>>>>>

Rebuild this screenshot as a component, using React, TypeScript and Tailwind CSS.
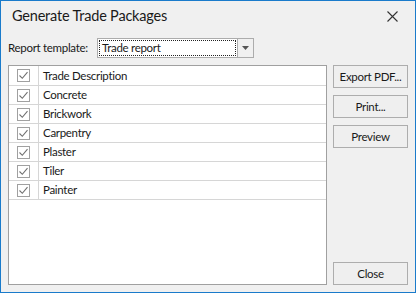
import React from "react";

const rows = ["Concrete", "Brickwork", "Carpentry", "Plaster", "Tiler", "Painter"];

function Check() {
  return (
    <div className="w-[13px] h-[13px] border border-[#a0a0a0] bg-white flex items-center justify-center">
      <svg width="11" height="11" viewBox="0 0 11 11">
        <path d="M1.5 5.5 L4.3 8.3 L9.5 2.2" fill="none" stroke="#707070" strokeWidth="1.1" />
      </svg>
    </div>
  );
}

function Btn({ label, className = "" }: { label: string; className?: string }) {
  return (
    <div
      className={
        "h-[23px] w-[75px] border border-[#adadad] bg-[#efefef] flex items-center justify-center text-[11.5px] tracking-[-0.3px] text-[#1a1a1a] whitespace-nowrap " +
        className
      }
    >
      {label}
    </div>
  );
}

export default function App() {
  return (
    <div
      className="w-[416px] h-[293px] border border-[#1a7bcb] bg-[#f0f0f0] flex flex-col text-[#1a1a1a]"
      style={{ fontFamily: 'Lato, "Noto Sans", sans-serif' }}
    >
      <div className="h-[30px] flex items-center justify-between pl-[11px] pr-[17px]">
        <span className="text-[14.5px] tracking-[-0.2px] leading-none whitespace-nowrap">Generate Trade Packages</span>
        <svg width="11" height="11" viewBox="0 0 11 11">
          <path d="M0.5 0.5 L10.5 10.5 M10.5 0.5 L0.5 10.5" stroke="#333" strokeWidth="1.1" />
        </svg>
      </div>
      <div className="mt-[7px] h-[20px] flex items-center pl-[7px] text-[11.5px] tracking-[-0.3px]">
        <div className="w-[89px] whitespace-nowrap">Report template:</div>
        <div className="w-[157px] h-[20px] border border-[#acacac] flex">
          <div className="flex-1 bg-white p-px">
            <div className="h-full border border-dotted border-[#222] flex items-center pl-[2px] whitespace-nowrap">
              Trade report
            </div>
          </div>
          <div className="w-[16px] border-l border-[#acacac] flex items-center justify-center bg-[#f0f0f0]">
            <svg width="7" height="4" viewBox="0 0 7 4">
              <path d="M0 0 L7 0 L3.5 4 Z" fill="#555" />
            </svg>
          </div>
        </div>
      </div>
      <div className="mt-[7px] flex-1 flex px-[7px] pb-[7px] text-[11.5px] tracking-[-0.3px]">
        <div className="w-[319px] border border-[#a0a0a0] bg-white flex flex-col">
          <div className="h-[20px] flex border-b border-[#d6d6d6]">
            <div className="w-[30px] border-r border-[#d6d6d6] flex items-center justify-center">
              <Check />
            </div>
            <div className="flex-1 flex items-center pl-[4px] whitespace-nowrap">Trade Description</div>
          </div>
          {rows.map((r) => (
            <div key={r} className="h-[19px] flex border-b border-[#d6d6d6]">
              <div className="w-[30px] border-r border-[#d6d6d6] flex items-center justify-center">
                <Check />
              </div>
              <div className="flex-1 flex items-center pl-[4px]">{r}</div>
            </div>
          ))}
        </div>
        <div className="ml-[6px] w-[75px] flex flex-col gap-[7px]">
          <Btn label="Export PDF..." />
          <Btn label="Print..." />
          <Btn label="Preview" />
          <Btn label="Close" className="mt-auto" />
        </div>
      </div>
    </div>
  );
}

<<<<<

Work instructions: Retype everything in the material word for word, minus pictures.

Reply to the exercise:
Rebuild this screenshot as a component, using React, TypeScript and Tailwind CSS.
import React from "react";

const rows = ["Concrete", "Brickwork", "Carpentry", "Plaster", "Tiler", "Painter"];

function Check() {
  return (
    <div className="w-[13px] h-[13px] border border-[#a0a0a0] bg-white flex items-center justify-center">
      <svg width="11" height="11" viewBox="0 0 11 11">
        <path d="M1.5 5.5 L4.3 8.3 L9.5 2.2" fill="none" stroke="#707070" strokeWidth="1.1" />
      </svg>
    </div>
  );
}

function Btn({ label, className = "" }: { label: string; className?: string }) {
  return (
    <div
      className={
        "h-[23px] w-[75px] border border-[#adadad] bg-[#efefef] flex items-center justify-center text-[11.5px] tracking-[-0.3px] text-[#1a1a1a] whitespace-nowrap " +
        className
      }
    >
      {label}
    </div>
  );
}

export default function App() {
  return (
    <div
      className="w-[416px] h-[293px] border border-[#1a7bcb] bg-[#f0f0f0] flex flex-col text-[#1a1a1a]"
      style={{ fontFamily: 'Lato, "Noto Sans", sans-serif' }}
    >
      <div className="h-[30px] flex items-center justify-between pl-[11px] pr-[17px]">
        <span className="text-[14.5px] tracking-[-0.2px] leading-none whitespace-nowrap">Generate Trade Packages</span>
        <svg width="11" height="11" viewBox="0 0 11 11">
          <path d="M0.5 0.5 L10.5 10.5 M10.5 0.5 L0.5 10.5" stroke="#333" strokeWidth="1.1" />
        </svg>
      </div>
      <div className="mt-[7px] h-[20px] flex items-center pl-[7px] text-[11.5px] tracking-[-0.3px]">
        <div className="w-[89px] whitespace-nowrap">Report template:</div>
        <div className="w-[157px] h-[20px] border border-[#acacac] flex">
          <div className="flex-1 bg-white p-px">
            <div className="h-full border border-dotted border-[#222] flex items-center pl-[2px] whitespace-nowrap">
              Trade report
            </div>
          </div>
          <div className="w-[16px] border-l border-[#acacac] flex items-center justify-center bg-[#f0f0f0]">
            <svg width="7" height="4" viewBox="0 0 7 4">
              <path d="M0 0 L7 0 L3.5 4 Z" fill="#555" />
            </svg>
          </div>
        </div>
      </div>
      <div className="mt-[7px] flex-1 flex px-[7px] pb-[7px] text-[11.5px] tracking-[-0.3px]">
        <div className="w-[319px] border border-[#a0a0a0] bg-white flex flex-col">
          <div className="h-[20px] flex border-b border-[#d6d6d6]">
            <div className="w-[30px] border-r border-[#d6d6d6] flex items-center justify-center">
              <Check />
            </div>
            <div className="flex-1 flex items-center pl-[4px] whitespace-nowrap">Trade Description</div>
          </div>
          {rows.map((r) => (
            <div key={r} className="h-[19px] flex border-b border-[#d6d6d6]">
              <div className="w-[30px] border-r border-[#d6d6d6] flex items-center justify-center">
                <Check />
              </div>
              <div className="flex-1 flex items-center pl-[4px]">{r}</div>
            </div>
          ))}
        </div>
        <div className="ml-[6px] w-[75px] flex flex-col gap-[7px]">
          <Btn label="Export PDF..." />
          <Btn label="Print..." />
          <Btn label="Preview" />
          <Btn label="Close" className="mt-auto" />
        </div>
      </div>
    </div>
  );
}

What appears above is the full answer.